The screenplay, co-written by Coppola and Mario Puzo, is packed with rich, layered dialogue and philosophical inquiry. The lines are as iconic and meaningful as ever:


“Keep your friends close, but your enemies closer.”


“It was you, Fredo. I knew it was you. You broke my heart.”


“If anything in this life is certain… if history has taught us anything, it’s that you can kill anyone.”


The writing explores themes of legacy, power, family, betrayal, justice, and the American Dream — and does so with Shakespearean gravitas.


Cinematography and Score


Gordon Willis, known as “The Prince of Darkness,” returns as cinematographer and his work here is haunting, painterly, and mythic. The visual palette is subdued — deep shadows, golden ambers, and rich browns dominate — giving the film a timeless, funereal beauty. Interiors are cloaked in darkness, reinforcing the theme of hidden motives and eroding morality.
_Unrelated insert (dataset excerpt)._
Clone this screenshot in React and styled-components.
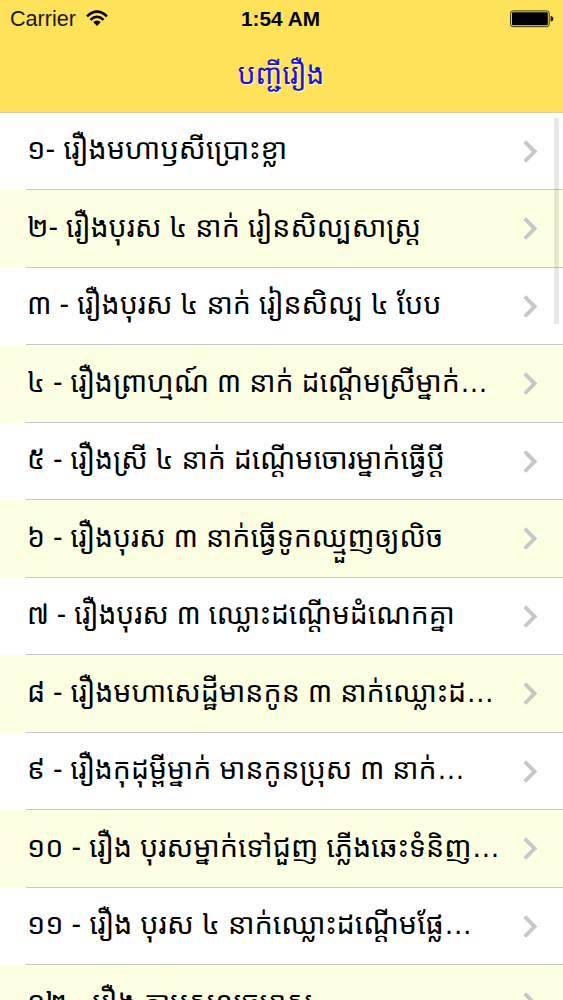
import { useLayoutEffect, useRef, useState } from "react";
import styled, { createGlobalStyle } from "styled-components";

const stories = [
  { title: "១- រឿងមហាឫសីប្រោះខ្លា", width: 261 },
  { title: "២- រឿងបុរស ៤ នាក់ រៀនសិល្បសាស្ត្រ", width: 395 },
  { title: "៣ - រឿងបុរស ៤ នាក់ រៀនសិល្ប ៤ បែប", width: 415 },
  { title: "៤ - រឿងព្រាហ្មណ៍ ៣ នាក់ ដណ្តើមស្រីម្នាក់…", width: 462 },
  { title: "៥ - រឿងស្រី ៤ នាក់ ដណ្តើមចោរម្នាក់ធ្វើប្តី", width: 419 },
  { title: "៦ - រឿងបុរស ៣ នាក់ធ្វើទូកឈ្មួញឲ្យលិច", width: 417 },
  { title: "៧ - រឿងបុរស ៣ ឈ្លោះដណ្តើមដំណេកគ្នា", width: 429 },
  { title: "៨ - រឿងមហាសេដ្ឋីមានកូន ៣ នាក់ឈ្លោះដ…", width: 469 },
  { title: "៩ - រឿងកុដុម្ពីម្នាក់ មានកូនប្រុស ៣ នាក់…", width: 439 },
  { title: "១០ - រឿង បុរសម្នាក់ទៅជួញ ភ្លើងឆេះទំនិញ…", width: 474 },
  { title: "១១ - រឿង បុរស ៤ នាក់ឈ្លោះដណ្តើមផ្លែ…", width: 447 },
  { title: "១២ - រឿង តាបសលួចមាស", width: 287 },
];

const App = () => {
  return (
    <Screen>
      <GlobalStyle />
      <Header>
        <StatusBar>
          <Carrier>
            Carrier
            <WifiIcon />
          </Carrier>
          <Clock>1:54 AM</Clock>
          <BatteryIcon />
        </StatusBar>
        <Title>បញ្ជីរឿង</Title>
      </Header>
      <List>
        {stories.map((story, index) => (
          <Row key={story.title} $striped={index % 2 === 1}>
            <RowContent>
              <FittedTitle width={story.width}>{story.title}</FittedTitle>
              <Chevron />
            </RowContent>
          </Row>
        ))}
        <ScrollIndicator />
      </List>
    </Screen>
  );
};

export default App;

// Stretches a title slightly so that it fills its width with any Khmer font.
const FittedTitle = ({ width, children }) => {
  const ref = useRef(null);
  const [scale, setScale] = useState(1);

  useLayoutEffect(() => {
    setScale(width / ref.current.offsetWidth);
  }, [width]);

  return (
    <RowTitle ref={ref} style={{ transform: `scaleX(${scale})` }}>
      {children}
    </RowTitle>
  );
};

const WifiIcon = () => (
  <svg width="22" height="17" viewBox="0 0 22 17">
    <g fill="none" stroke="#080600" strokeWidth="2.5">
      <path d="M1 6.3 Q11 -3 21 6.3" />
      <path d="M4.4 9.8 Q11 3.7 17.6 9.8" />
    </g>
    <path d="M7.2 12.1 Q11 8.8 14.8 12.1 L11 15.9 Z" fill="#080600" />
  </svg>
);

const BatteryIcon = () => (
  <svg width="44" height="18" viewBox="0 0 44 18">
    <rect x="0.6" y="0.9" width="38.6" height="15.8" rx="2.4" fill="none" stroke="#3b3415" strokeWidth="1" />
    <rect x="2" y="2.3" width="35.8" height="13" rx="1" fill="#000" />
    <path d="M40.6 6 Q43.4 6.4 43.4 8.8 Q43.4 11.2 40.6 11.6 Z" fill="#151205" />
  </svg>
);

const Chevron = () => (
  <svg width="16" height="24" viewBox="0 0 16 24">
    <path d="M1.8 2.7 L11.6 12.6 L1.8 22.5" fill="none" stroke="#c7c7c9" strokeWidth="3.9" />
  </svg>
);

const GlobalStyle = createGlobalStyle`
  body {
    margin: 0;
    background: #fff;
    overflow: hidden;
  }
`;

const Screen = styled.div`
  width: 563px;
  height: 1000px;
  overflow: hidden;

  font-family: "Liberation Sans", "Noto Sans Khmer", "Khmer OS", sans-serif;
  color: #000;
`;

const Header = styled.header`
  box-sizing: border-box;
  height: 113px;
  background: #fee35a;
  border-bottom: 1px solid #d6cda0;
`;

const StatusBar = styled.div`
  display: grid;
  grid-template-columns: 1fr auto 1fr;
  align-items: center;

  height: 37px;
  padding: 0 9px 0 10px;

  font-size: 21.6px;

  > svg {
    justify-self: end;
  }
`;

const Carrier = styled.div`
  display: flex;
  align-items: center;
  gap: 10px;
  color: #1a1605;
`;

const Clock = styled.div`
  padding-right: 3px;
  font-weight: bold;
  font-size: 20.8px;
`;

const Title = styled.h1`
  margin: 0;
  height: 75px;

  font-size: 28px;
  font-weight: normal;
  line-height: 75px;
  text-align: center;
  text-indent: -1px;
  color: #1a12d0;
  text-shadow: 1px 1px 1px #fff;
`;

const List = styled.div`
  position: relative;
  margin-top: -0.5px;
`;

const Row = styled.div`
  height: 77.5px;
  padding-left: 26px;
  background: ${({ $striped }) => ($striped ? "#fdffe3" : "transparent")};
`;

const RowContent = styled.div`
  box-sizing: border-box;
  display: flex;
  align-items: center;
  justify-content: space-between;

  height: 100%;
  padding-right: 24px;
  border-bottom: 1px solid #c8c7cc;
`;

const RowTitle = styled.div`
  padding: 0 0 3px 1px;

  font-size: 28.8px;
  line-height: 40px;
  white-space: nowrap;
  transform-origin: left center;
`;

const ScrollIndicator = styled.div`
  position: absolute;
  top: 5px;
  right: 4px;

  width: 5px;
  height: 206px;
  background: rgba(0, 0, 0, 0.09);
`;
Nino Rota’s score, complemented by Carmine Coppola, expands on the motifs from the first film, weaving in melancholy, Sicilian folk influences, and operatic grandeur. The music lends the film an air of tragic inevitability — a requiem for a family and a man’s soul.


Themes and Analysis


The Corruption of Power

Michael’s story is a cautionary tale. Though he believes he’s doing everything for the family, he ends up isolated and monstrous, a man who can murder his own brother in the name of order and loyalty. Power doesn’t just corrupt him — it hollows him out.


Parallel Lives

The film uses parallel storytelling to brilliant thematic effect. Vito rises to power with dignity and love, building his empire to protect his family and community. Michael’s descent shows what happens when that empire becomes hollow, when love gives way to paranoia.


Family and Betrayal

The heart of Part II is familial love betrayed — not just in Fredo’s treachery, but in Michael’s emotional abandonment of everyone he once held dear. By the end, he has alienated Kay, killed Fredo, and lost all moral ground. The family he fought to protect no longer exists.


The American Dream

Both Vito and Michael represent the immigrant pursuit of the American Dream — but with vastly different outcomes. For Vito, it’s about dignity, community, and identity. For Michael, it becomes a nightmare — a pursuit of power that erases everything human.


Notable Scenes


The Lake House Scene (“You broke my heart, Fredo”) – Pacino’s icy confrontation with Fredo is one of the most emotionally devastating moments in film history.


Michael and Kay’s Confrontation – Their fight, culminating in the revelation of Kay’s abortion, is acted with raw intensity and precision.


Vito’s Revenge in Sicily – The assassination of Don Ciccio is filmed like a Shakespearean act of justice, tying the past to the present.


Final Montage – A flashback to the family gathered before Vito’s birthday, where we see the warmth that once was, now lost. The final image of Michael sitting alone is a haunting visual of self-inflicted exile.


Legacy and Influence


The Godfather Part II is widely regarded as one of the greatest films ever made, and one of the few sequels to surpass its predecessor. It solidified Coppola's place in the pantheon of great directors and became a blueprint for multi-generational, complex storytelling in film and television alike (its influence is especially evident in shows like The Sopranos, Boardwalk Empire, and Succession).


It redefined the crime genre, elevated the art of sequels, and provided a searing critique of American ideals disguised as a gangster film.


Final Thoughts


The Godfather Part II is not just a film — it is a cinematic monument: a dark, beautiful, operatic saga about fathers and sons, power and decay, guilt and betrayal. It takes everything great about The Godfather and deepens it, darkens it, and dares to end not in triumph, but in lonely silence.


This is not just Michael Corleone’s tragedy — it’s the tragedy of ambition, of broken families, and of what happens when the pursuit of power consumes everything else.


Verdict


An epic masterpiece. A devastating tragedy. A triumph of storytelling, performance, and craft. The Godfather Part II is not only one of the greatest sequels ever made — it is one of the greatest films in all of cinema.